Leave out the pictures and repeat the rest of the material exactly.

-- Begin Information given --

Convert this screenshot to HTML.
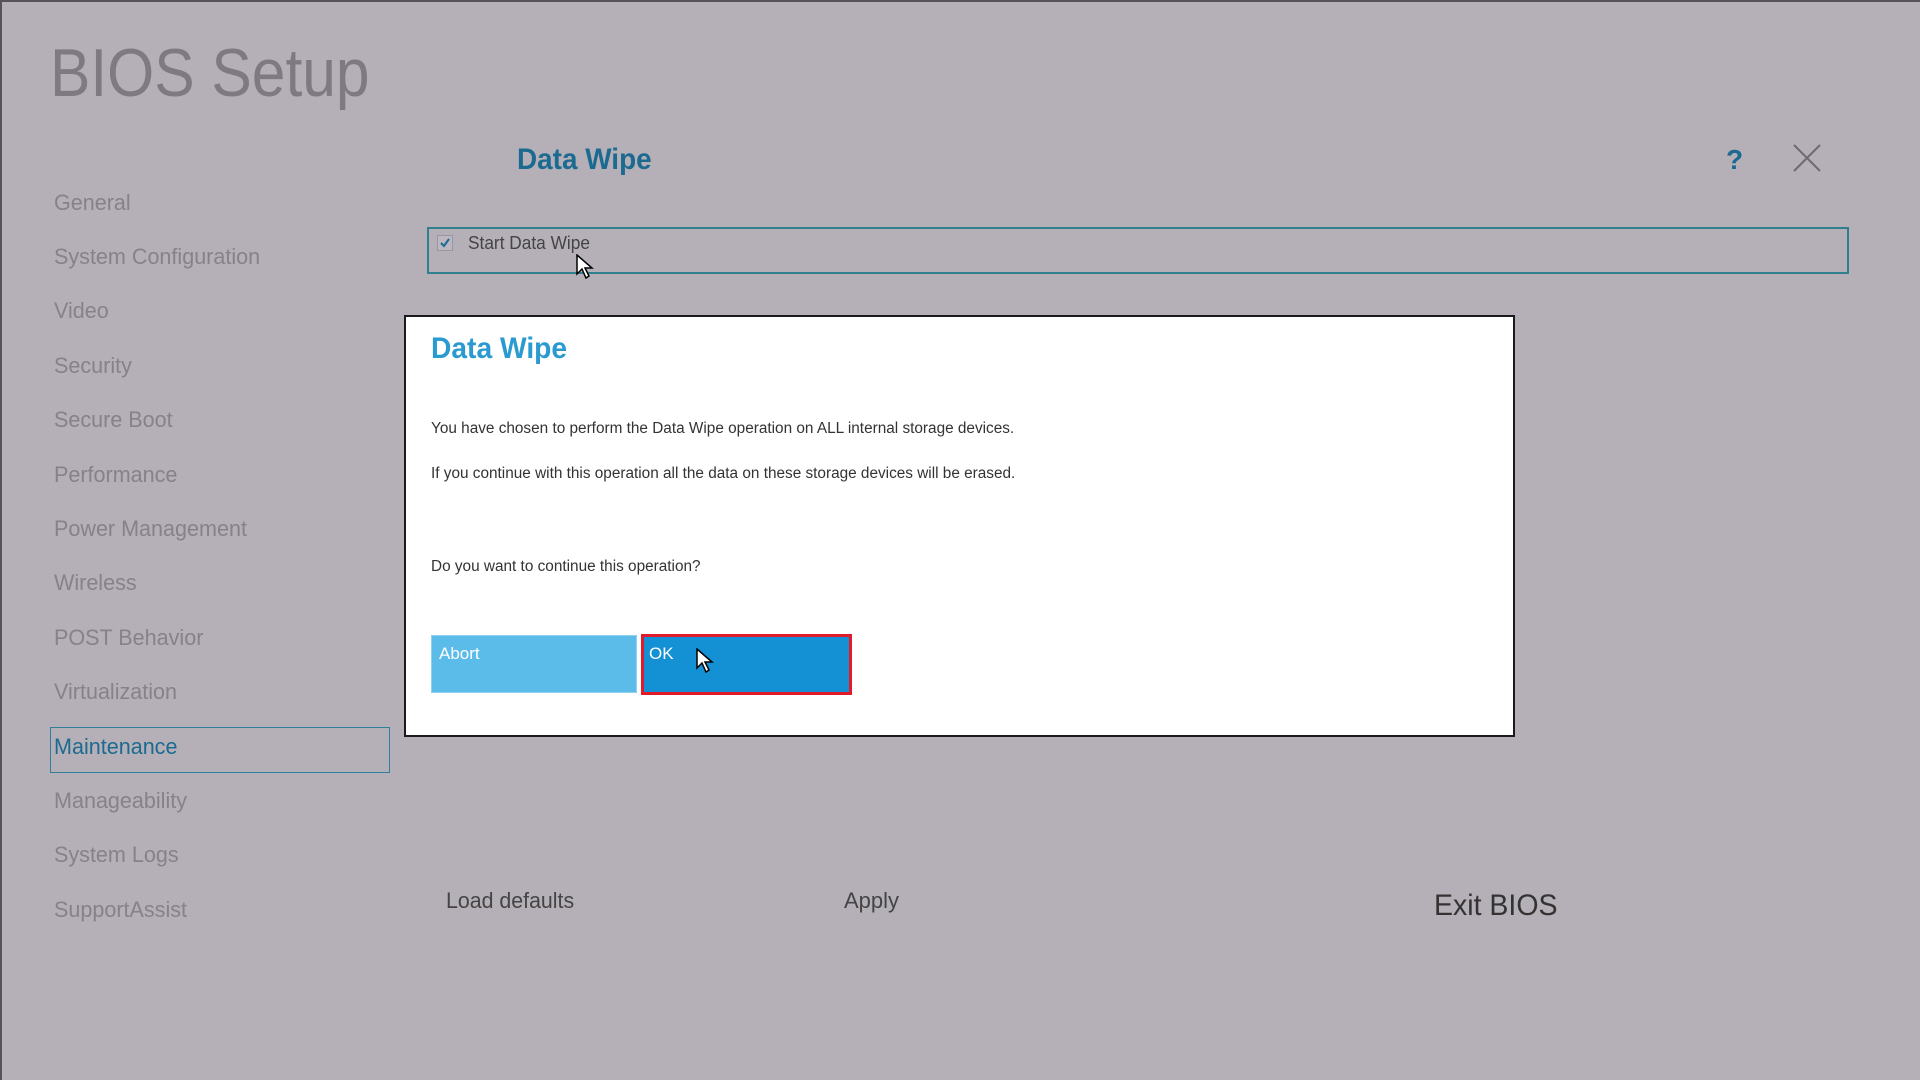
<!DOCTYPE html>
<html><head><meta charset="utf-8"><style>
html,body{margin:0;padding:0}
body{width:1920px;height:1080px;background:#b5b0b7;position:relative;overflow:hidden;font-family:"Liberation Sans",sans-serif;box-shadow:inset 2px 2px 0 #55525a}
.a{position:absolute;white-space:nowrap;transform-origin:left center}
.nav{position:absolute;left:54px;font-size:22px;color:#86818a;transform:translateY(-50%) scaleX(0.98);transform-origin:left center;white-space:nowrap}
.dt{color:#333;font-size:15.5px;left:431px;transform:translateY(-50%) scaleX(0.99)}
</style></head><body>
<div class="a" style="left:50px;top:34px;font-size:68px;color:#7f7a82;transform:scaleX(0.89)">BIOS Setup</div>
<div class="a" style="left:517px;top:143px;font-size:30px;font-weight:bold;color:#1d6a91;transform:scaleX(0.93)">Data Wipe</div>
<div class="a" style="left:1726px;top:144px;font-size:28px;font-weight:bold;color:#1d6a91">?</div>
<svg class="a" style="left:1792px;top:143px" width="30" height="30"><path d="M2 2L28 28M28 2L2 28" stroke="#6e6a72" stroke-width="2"/></svg>
<div class="a" style="left:427px;top:227px;width:1418px;height:43px;border:2px solid #2f7f8c"></div>
<div class="a" style="left:437px;top:235px;width:14px;height:14px;border:1px solid #9a95a0;background:#bcb7c0"></div>
<svg class="a" style="left:438px;top:236px" width="14" height="14"><path d="M3 7L6 10L11 3" stroke="#1d6a91" stroke-width="2" fill="none"/></svg>
<div class="a" style="left:468px;top:233px;font-size:18px;color:#444;transform:scaleX(0.96)">Start Data Wipe</div>
<div class="nav" style="top:203px">General</div>
<div class="nav" style="top:257px">System Configuration</div>
<div class="nav" style="top:311px">Video</div>
<div class="nav" style="top:366px">Security</div>
<div class="nav" style="top:420px">Secure Boot</div>
<div class="nav" style="top:475px">Performance</div>
<div class="nav" style="top:529px">Power Management</div>
<div class="nav" style="top:583px">Wireless</div>
<div class="nav" style="top:638px">POST Behavior</div>
<div class="nav" style="top:692px">Virtualization</div>
<div class="a" style="left:50px;top:727px;width:338px;height:44px;border:1px solid #2f7f9a"></div>
<div class="nav" style="top:747px;color:#1d6a91">Maintenance</div>
<div class="nav" style="top:801px">Manageability</div>
<div class="nav" style="top:855px">System Logs</div>
<div class="nav" style="top:910px">SupportAssist</div>
<div class="a" style="left:446px;top:888px;font-size:22px;color:#444;transform:scaleX(0.97)">Load defaults</div>
<div class="a" style="left:844px;top:888px;font-size:22px;color:#444">Apply</div>
<div class="a" style="left:1434px;top:889px;font-size:30px;color:#333;transform:scaleX(0.95)">Exit BIOS</div>
<div class="a" style="left:404px;top:315px;width:1107px;height:418px;background:#fff;border:2px solid #1a1a1a"></div>
<div class="a" style="left:431px;top:332px;font-size:30px;font-weight:bold;color:#2a9ad0;transform:scaleX(0.94)">Data Wipe</div>
<div class="a dt" style="top:429px">You have chosen to perform the Data Wipe operation on ALL internal storage devices.</div>
<div class="a dt" style="top:474px">If you continue with this operation all the data on these storage devices will be erased.</div>
<div class="a dt" style="top:567px">Do you want to continue this operation?</div>
<div class="a" style="left:431px;top:635px;width:206px;height:58px;background:#5bbbe9;border:1px solid #8fd0ee;box-sizing:border-box"></div>
<div class="a" style="left:439px;top:644px;font-size:17px;color:#fff">Abort</div>
<div class="a" style="left:641px;top:634px;width:211px;height:61px;background:#1490d4;border:3px solid #e21b2b;box-sizing:border-box"></div>
<div class="a" style="left:649px;top:644px;font-size:17px;color:#fff">OK</div>
<svg class="a" style="left:696px;top:648px" width="18" height="26"><path d="M1 1L1 20L6 15L10 24L13 22L9 14L16 14Z" fill="#fff" stroke="#000" stroke-width="1.5"/></svg>
<svg class="a" style="left:576px;top:254px" width="18" height="26"><path d="M1 1L1 20L6 15L10 24L13 22L9 14L16 14Z" fill="#fff" stroke="#000" stroke-width="1.5"/></svg>
</body></html>
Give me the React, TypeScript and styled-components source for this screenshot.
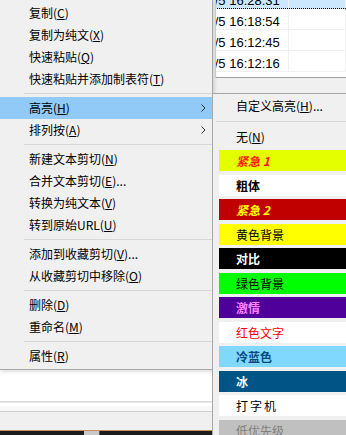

-- End Information given --

◆ Solved problem
Convert this screenshot to HTML.
<!DOCTYPE html>
<html><head><meta charset="utf-8"><style>
html,body{margin:0;padding:0}
body{width:1920px;height:1080px;background:#b5b0b7;position:relative;overflow:hidden;font-family:"Liberation Sans",sans-serif;box-shadow:inset 2px 2px 0 #55525a}
.a{position:absolute;white-space:nowrap;transform-origin:left center}
.nav{position:absolute;left:54px;font-size:22px;color:#86818a;transform:translateY(-50%) scaleX(0.98);transform-origin:left center;white-space:nowrap}
.dt{color:#333;font-size:15.5px;left:431px;transform:translateY(-50%) scaleX(0.99)}
</style></head><body>
<div class="a" style="left:50px;top:34px;font-size:68px;color:#7f7a82;transform:scaleX(0.89)">BIOS Setup</div>
<div class="a" style="left:517px;top:143px;font-size:30px;font-weight:bold;color:#1d6a91;transform:scaleX(0.93)">Data Wipe</div>
<div class="a" style="left:1726px;top:144px;font-size:28px;font-weight:bold;color:#1d6a91">?</div>
<svg class="a" style="left:1792px;top:143px" width="30" height="30"><path d="M2 2L28 28M28 2L2 28" stroke="#6e6a72" stroke-width="2"/></svg>
<div class="a" style="left:427px;top:227px;width:1418px;height:43px;border:2px solid #2f7f8c"></div>
<div class="a" style="left:437px;top:235px;width:14px;height:14px;border:1px solid #9a95a0;background:#bcb7c0"></div>
<svg class="a" style="left:438px;top:236px" width="14" height="14"><path d="M3 7L6 10L11 3" stroke="#1d6a91" stroke-width="2" fill="none"/></svg>
<div class="a" style="left:468px;top:233px;font-size:18px;color:#444;transform:scaleX(0.96)">Start Data Wipe</div>
<div class="nav" style="top:203px">General</div>
<div class="nav" style="top:257px">System Configuration</div>
<div class="nav" style="top:311px">Video</div>
<div class="nav" style="top:366px">Security</div>
<div class="nav" style="top:420px">Secure Boot</div>
<div class="nav" style="top:475px">Performance</div>
<div class="nav" style="top:529px">Power Management</div>
<div class="nav" style="top:583px">Wireless</div>
<div class="nav" style="top:638px">POST Behavior</div>
<div class="nav" style="top:692px">Virtualization</div>
<div class="a" style="left:50px;top:727px;width:338px;height:44px;border:1px solid #2f7f9a"></div>
<div class="nav" style="top:747px;color:#1d6a91">Maintenance</div>
<div class="nav" style="top:801px">Manageability</div>
<div class="nav" style="top:855px">System Logs</div>
<div class="nav" style="top:910px">SupportAssist</div>
<div class="a" style="left:446px;top:888px;font-size:22px;color:#444;transform:scaleX(0.97)">Load defaults</div>
<div class="a" style="left:844px;top:888px;font-size:22px;color:#444">Apply</div>
<div class="a" style="left:1434px;top:889px;font-size:30px;color:#333;transform:scaleX(0.95)">Exit BIOS</div>
<div class="a" style="left:404px;top:315px;width:1107px;height:418px;background:#fff;border:2px solid #1a1a1a"></div>
<div class="a" style="left:431px;top:332px;font-size:30px;font-weight:bold;color:#2a9ad0;transform:scaleX(0.94)">Data Wipe</div>
<div class="a dt" style="top:429px">You have chosen to perform the Data Wipe operation on ALL internal storage devices.</div>
<div class="a dt" style="top:474px">If you continue with this operation all the data on these storage devices will be erased.</div>
<div class="a dt" style="top:567px">Do you want to continue this operation?</div>
<div class="a" style="left:431px;top:635px;width:206px;height:58px;background:#5bbbe9;border:1px solid #8fd0ee;box-sizing:border-box"></div>
<div class="a" style="left:439px;top:644px;font-size:17px;color:#fff">Abort</div>
<div class="a" style="left:641px;top:634px;width:211px;height:61px;background:#1490d4;border:3px solid #e21b2b;box-sizing:border-box"></div>
<div class="a" style="left:649px;top:644px;font-size:17px;color:#fff">OK</div>
<svg class="a" style="left:696px;top:648px" width="18" height="26"><path d="M1 1L1 20L6 15L10 24L13 22L9 14L16 14Z" fill="#fff" stroke="#000" stroke-width="1.5"/></svg>
<svg class="a" style="left:576px;top:254px" width="18" height="26"><path d="M1 1L1 20L6 15L10 24L13 22L9 14L16 14Z" fill="#fff" stroke="#000" stroke-width="1.5"/></svg>
</body></html>
Give me the React, TypeScript and styled-components source for this screenshot.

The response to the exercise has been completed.